Nigeria’s power sector shortfall to reach N1trn in December
The Nigerian electricity supply market will record an estimated N1 trillion shortfall by December 2016 that could lead to systemic bankruptcy and a risk of nationwide blackout if left unresolved.
This is according to Nigeria Electricity Hub, an initiative of Nextier Power, which convenes monthly power sector dialogues to discuss pragmatic ideas for developing Nigeria’s electricity market.
The aim of the monthly dialogue is to share knowledge, explore investment opportunities, generate ideas for policy formulation, and network with stakeholders from the power sector and other related sectors.
Chiedu Ugbo, who is the CEO of Niger Delta Power Holding (NDPHC), in his opening speech, stated that since the establishment of the company’s first power plant in 2011, estimated energy invoiced by the 8 power plant currently amounts to N235.4 billion.

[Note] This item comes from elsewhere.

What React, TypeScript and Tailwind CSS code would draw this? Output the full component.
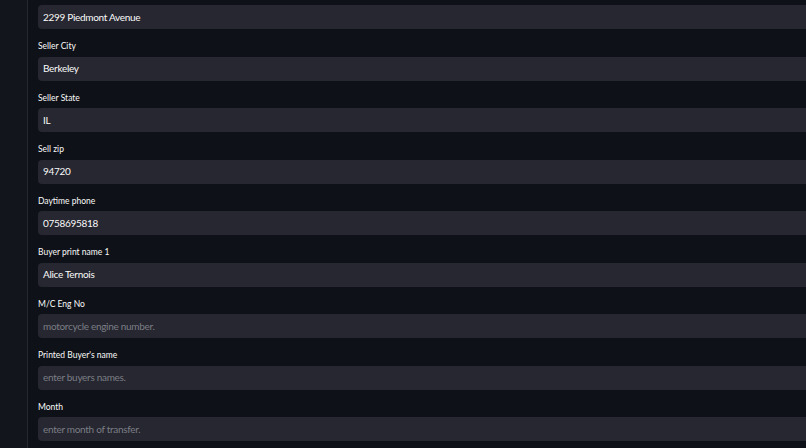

Of this estimate, about 55.3 percent, he explained, has been paid while the remaining 44.7 percent is still outstanding and owed by the Discos, and as at August 2016, debts owed the company by the market stood at N105 billion.
“The implication is far reaching: capacity utilization, low productivity, inability to meet obligations, asset replacement issues and finally it challenges them as a going concern,” the NDPHC boss lamented.
Azu Obiaya, CEO of the Association of Nigerian Electricity Distributors (ANED) assessed the liquidity challenge from the perspective of the Discos.
He explained that Discos are experiencing a revenue shortfall of N38 billion monthly and that the government alone, through its ministries, departments and agencies (MDAs), currently owes the Discos about N58 billion.
This, the ANED CEO, said could amount to N309 billion by the end of the year, and that the Discos books no longer reflect cash flows that are necessary for lenders to accept funding their ongoing projects.
He also noted that as at December 2015, the Discos were experiencing a revenue shortfall of N298 billion due to the non-cost reflectivity of MYTO.0, a tariff plan then in force for the power sector in Nigeria.
As a result of this, the Nigerian Electricity Regulatory Commission (NERC) approved electricity tariff increases to increase liquidity for the sector in MYTO 2.1, but its implementation was suspended for about six months, resulting in losses of about N13 billion for the Discos.
Apart from these, other losses are coming through inflation of the naira and its weakness against major international currencies, as well as from pipeline vandalism and energy theft or evasion of bills payment for energy consumed.